You know what the BBC isn’t reporting? That the ice is, in fact, not melting the way they claim, and Global Warming isn’t ruining it. It turns out that the models predicting the horror show were not based on proper data, and so overestimated everything. You know that iceberg that Turney blames for trapping them? The one which AGW was supposedly causing to calve? In reality, actual scientists have discovered that it’s been ground away on an underwater ridge. Even what he blames for what he wrongly blames is wrong. BBC Science editor Jonathan Amos wrote about that underwater ridge once, but I think he got away with it. I can’t even find it now.
More recently, just as the whole expedition coverage was kicking off, Amos managed to report that satellite data showed ice loss in West Antarctica, nowhere near Mawson’s Hut, in order to reinforce the dogma that we were all going to be doomed by rising sea levels. He wisely refrained from openly blaming AGW there. He’s done more reports on the new satellite data showing a microscopic rise in sea levels due to a little melting Antarctic ice, but doesn’t remind everyone that it’s not due to AGW, which he ought to be doing at every opportunity so that people don’t get the wrong idea.
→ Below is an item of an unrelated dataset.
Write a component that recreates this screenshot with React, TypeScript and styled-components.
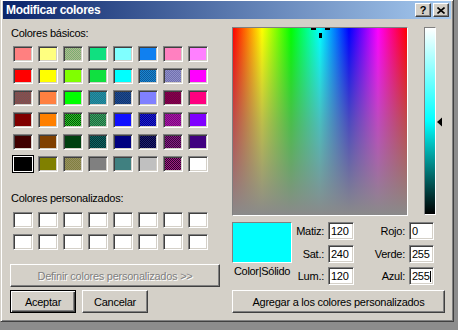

Of course, that wrong idea is the correct one the BBC wants their audience to have.
The entire thing was expected to give a boost to the whole Warmist agenda, so the BBC eagerly assigned two people to go along, and spent who knows how much of your license fee to do it. Once the whole thing went wrong and everyone started to find out it was half science, half eco-tourism, all with a dedicated agenda, they played around with the truth in order to keep the image of historical reenactment going. I fear that information will not be available via FOI requests, because journalism. In any case, it’s your license fee hard at work.
I suspect Prof. Turney might get thrown under the bus by people who see this foolish voyage as damaging to the cause. Let’s see how the BBC covers it.